À peine as-tu été parti hier qu’il m’est arrivé les trente-six infortunes de Jocrisse [1]. J’ai culbuté par derrière moi le pot de Suzanne dans lequel était le bouquet de ma fille et de l’eau. Je me suis mouillée jusqu’aux os. Il m’a fallu ranger tout de suite et nettoyer la table dont la dorure ne s’est pas trouvéea très bien. Pendant que je faisais mon opération j’avais posé ma lampe à terre et elle s’est mise à brûler tout doucement le bord de ma table de chêne. Heureusement que je m’en suis aperçue avant que le dégât ne fût trop grand.
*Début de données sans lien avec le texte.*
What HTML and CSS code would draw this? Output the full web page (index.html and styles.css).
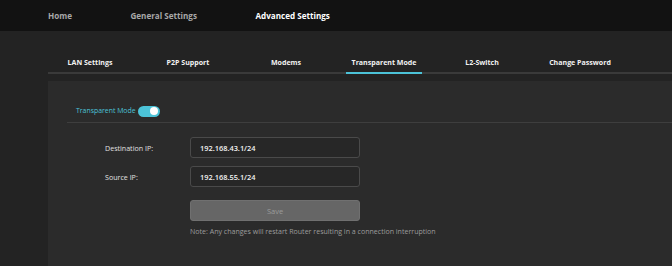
FILE: index.html
```html
<!DOCTYPE html>
<html>
<head>
<meta charset="utf-8">
<link rel="stylesheet" href="styles.css">
</head>
<body>
<header class="topnav">
  <a class="nav-item">Home</a>
  <a class="nav-item">General Settings</a>
  <a class="nav-item active">Advanced Settings</a>
</header>
<main class="content">
  <nav class="tabs">
    <div class="tab-list">
      <div class="tab"><span>LAN Settings</span></div>
      <div class="tab"><span>P2P Support</span></div>
      <div class="tab"><span>Modems</span></div>
      <div class="tab active"><span>Transparent Mode</span></div>
      <div class="tab"><span>L2-Switch</span></div>
      <div class="tab"><span>Change Password</span></div>
    </div>
  </nav>
  <section class="panel">
    <div class="mode-row">
      <span class="mode-label">Transparent Mode</span>
      <span class="toggle"><span class="knob"></span></span>
    </div>
    <div class="form">
      <div class="field">
        <label class="field-label">Destination IP:</label>
        <div class="input">192.168.43.1/24</div>
      </div>
      <div class="field">
        <label class="field-label">Source IP:</label>
        <div class="input">192.168.55.1/24</div>
      </div>
      <div class="actions">
        <button class="save">Save</button>
        <p class="note">Note: Any changes will restart Router resulting in a connection interruption</p>
      </div>
    </div>
  </section>
</main>
</body>
</html>
```
FILE: styles.css
```css
html, body {
  margin: 0;
  padding: 0;
  height: 100%;
}
body {
  background: #232323;
  font-family: "Open Sans", "Noto Sans", sans-serif;
  color: #e8e8e8;
  overflow: hidden;
}
.topnav {
  height: 31px;
  background: #121212;
  display: flex;
  align-items: center;
  padding-left: 48px;
  gap: 58.5px;
}
.nav-item {
  font-size: 8.1px;
  font-weight: 700;
  color: #a8a8a8;
  line-height: 1;
  padding-top: 1px;
}
.nav-item.active {
  color: #ffffff;
}
.content {
  padding-left: 48px;
}
.tabs {
  height: 43px;
  border-bottom: 2px solid #3a3a3a;
  box-sizing: border-box;
  margin-bottom: 7px;
  display: flex;
  align-items: flex-end;
}
.tab-list {
  display: grid;
  grid-template-columns: repeat(6, 98px);
  margin-left: -7px;
  margin-bottom: -2px;
}
.tab {
  display: flex;
  justify-content: center;
}
.tab span {
  font-size: 7.05px;
  font-weight: 700;
  color: #f2f2f2;
  padding: 0 6px 6px;
  line-height: 1;
  border-bottom: 2px solid transparent;
}
.tab.active span {
  border-bottom-color: #4cc3d8;
}
.panel {
  background: #2b2b2b;
  height: 185px;
  padding-left: 19px;
}
.mode-row {
  height: 42px;
  display: flex;
  align-items: center;
  padding: 22px 0 3px 9px;
  gap: 2px;
  border-bottom: 1px solid #3e3e3e;
  box-sizing: border-box;
}
.mode-label {
  font-size: 6.9px;
  color: #4cc3d8;
  line-height: 1;
}
.toggle {
  width: 22px;
  height: 11px;
  border-radius: 6px;
  background: #4cc3d8;
  position: relative;
  display: inline-block;
}
.knob {
  position: absolute;
  right: 2px;
  top: 1.5px;
  width: 8px;
  height: 8px;
  border-radius: 50%;
  background: #ffffff;
}
.form {
  padding-top: 14px;
  padding-left: 38px;
}
.field {
  display: flex;
  align-items: center;
  height: 21px;
  margin-bottom: 8px;
}
.field-label {
  width: 85px;
  font-size: 7.1px;
  color: #e0e0e0;
}
.input {
  width: 170px;
  height: 21px;
  box-sizing: border-box;
  border: 1px solid #4a4a4a;
  border-radius: 3px;
  background: #272727;
  font-size: 7.4px;
  font-weight: 600;
  color: #f4f4f4;
  padding-left: 9px;
  display: flex;
  align-items: center;
}
.actions {
  padding-left: 85px;
  padding-top: 5px;
}
.save {
  display: block;
  width: 170px;
  height: 21px;
  border: 1px solid #707070;
  border-radius: 3px;
  background: #666666;
  color: #9a9a9a;
  font-family: inherit;
  font-size: 7.5px;
  padding: 0;
}
.note {
  margin: 7px 0 0;
  font-size: 7.05px;
  color: #9c9c9c;
  line-height: 1;
}
```
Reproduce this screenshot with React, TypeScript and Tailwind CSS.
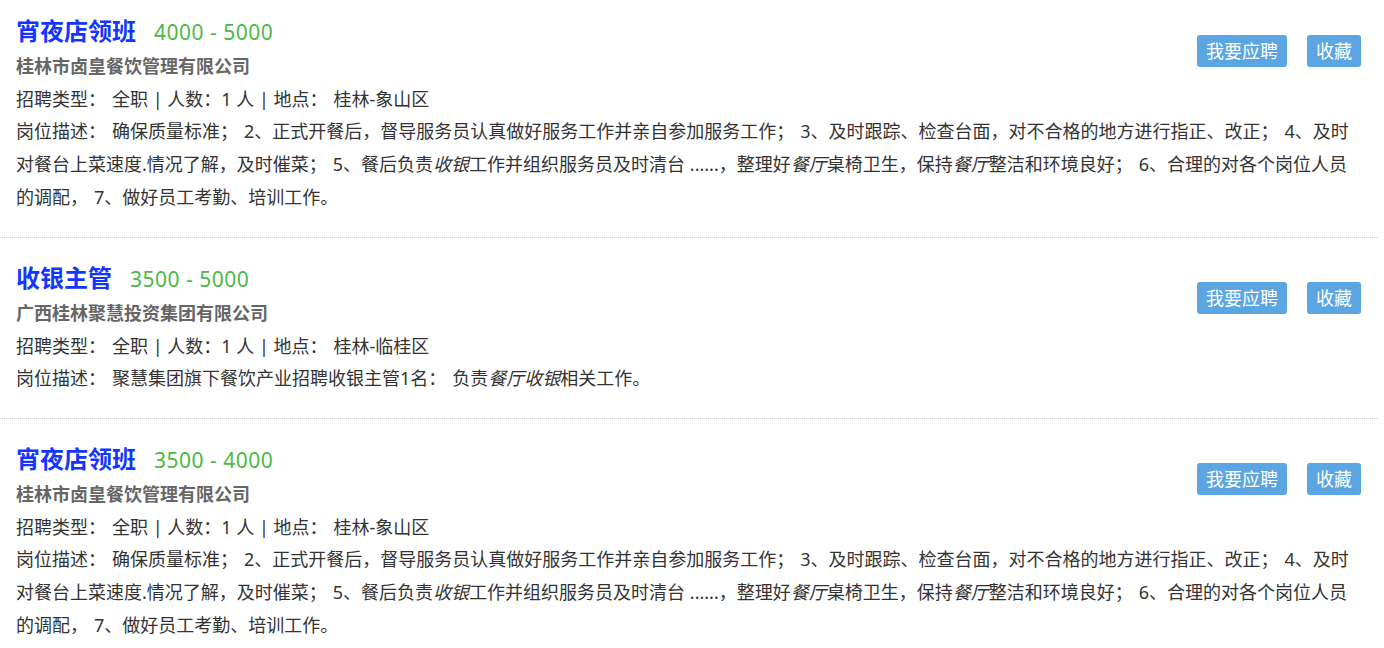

Mais le plus beau de l’affaire, c’est que je me suis couchée avec mes deux chemises mouillées pour ne pas effractionner votre verrou. Je ne me suis rendue compte qu’après être couchée que je pouvais changer de chemise sans sortir de chez moi.
De tout cela, tant de tuer que de blesser, il n’y a personne de morte. Mais je n’ai presque pas dormi. J’espère qu’il ne te sera rien arrivé d’analogue à mes infortunes, mon cher petit, et que tu auras pris quelque repos dont tu avais grand besoin. Dans cet espoir, et comptant sur la bonne promesse que tu m’as faite, je vais me dépêcher de m’apprêter tout de suite. Je t’aime mon Toto, je t’adore mon Toto.

Juliette

BnF, Mss, NAF 16353, f. 195-196
Transcription d’Olivia Paploray assistée de Florence Naugrette

a) « trouvée ».


22 décembre [1843], vendredi après-midi, 2 h. ½

Hélas ! mon pauvre petit homme, à quoi me sert d’être prête depuis une heure si ce n’est à attendre avec encore plus d’impatience que les autres jours en bonheur que tu m’as fait espérer et qui n’en vient pas plus vite. Je sais bien que tu es occupé, je n’en doute pas, mais est-ce que tu ne peux jamais te dégager d’aucun devoir envers les autres pour en remplir un de temps en temps envers moi ? Je suis triste, mon Toto, je finis par ne plus croire à rien et par douter de ton amour.
Sans doute si ce retard était le premier, ou n’arrivait que rarement, je serais une méchante et une insensée de me plaindre et de t’accuser. Mais c’est ma vie depuis un bout de l’année jusqu’à l’autre et, ce qui ne serait qu’une contrariété à peine perceptible pour tout autre, devient un mal très cuisant et très douloureux pour moi. Cependant, mon pauvre ange, je te sais gré au fond de la bonne intention que tu as euea en me faisant cette promesse hier. Je sens qu’il faut que tu sois bien empêché pour me manquer de parole encore cette fois. Aussi je me plains du sort mais pas de toi. Je t’aime trop pour t’en vouloir.

Juliette

BnF, Mss, NAF 16353, f. 197-198
Transcription d’Olivia Paploray assistée de Florence Naugrette

a) « eu ».

Notes

[1Allusion aux Vingt-six infortunes de Jocrisse, ensemble de pièces de théâtre écrites par Beaunoir en 1814.